Yes, I am aware of some of those efforts you're alluding to.  I won't get
into the details since that involves discussing the business of other
companies.


> Give 3 names in the smaller ad networks that have done similar changes to
> adapt their technologies and platforms !
> Even Criteo didn't update its tracking.
>
> Here is an article in French that explores that point with more facts
>
> https://www.journaldunet.com/ebusiness/publicite/1422902-apple-est-il-en-train-de-tuer-la-pub-web-sur-mobile/
>
> Of course today there are abusive usage of cookies, cross domain cookie
> tracking, cookie sync operations, obscur third party data sharing with
> partners who are not identified, that don't get user consent, nor
> advertiser consent.
>
> I don't see a chance of stopping these without:
> - better legal rules where ad networks are responsible, not just
> advertisers or inventory providers
> - a common standard implemented in every modern web browser that allows to
> control which data is exposed to which tag / resource
>

The second avenue of efforts is what we are working towards here.  I agree
with you that a complete solution probably would include other
non-technical measures but that's beyond my expertise.
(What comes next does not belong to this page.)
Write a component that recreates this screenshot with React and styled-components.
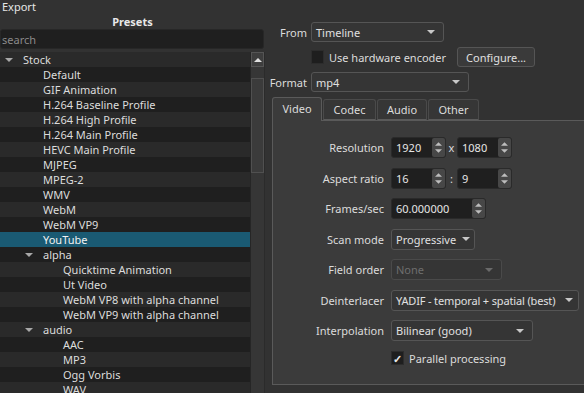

> The patch you propose sounds to me like a try and error change.
> But it forgets completely to study the impact on user experience and on
> the ad ecosystem.
> I'm not a fan of advertising, but it fuels lots of money into internet
> content, services and technologies. Without ads, many sides of internet as
> we know it will collapse and disappear.
>

In the interest of having a productive conversation, I will ignore the
unfounded assertions you're making about our efforts here.

Can you please clarify what exact impacts on user experience and on the ad
ecosystem you are worried about as a result of this change?

>
> Better governance is needed. Experiments without clear problem statement
> and solution design can be disastrous.
>
> Another good read, in English
>
> https://www.fastcompany.com/90308068/how-the-tragic-death-of-do-not-track-ruined-the-web-for-everyone
>

Another topic which has absolutely nothing to do with the topic under
discussion.  :-)  No matter how many off topic issues you link to, the only
issue that I am interested to discuss in this thread is changing the
maximum lifetime cap of cookies set through document.cookie to seven days
in Firefox Nightly.


> PS: I see no evidence that the Safari 12.1 that has been released
> eventually incorporates ITP 2.1 as described in beta
>

If you're looking for evidence, may I suggest testing the lifetime of
cookies in that version of Safari?

Cheers,
--
Ehsan
Re: Intent to implement: Limit the maximum life-time of cookies set through document.cookie to seven days alex....@blue449.com 03/04/19 16:12
Hi, is there an expected date for the cookie change to go to production?
Re: Intent to implement: Limit the maximum life-time of cookies set through document.cookie to seven days Ehsan Akhgari 08/04/19 13:55
On Wed, Apr 3, 2019 at 7:15 PM <alex....@blue449.com> wrote:

> Hi, is there an expected date for the cookie change to go to production?
>

No, this is only an experiment turned on for Firefox Nightly at this
point.  You can watch this mailing list for future updates as we make
future plans about it going forward.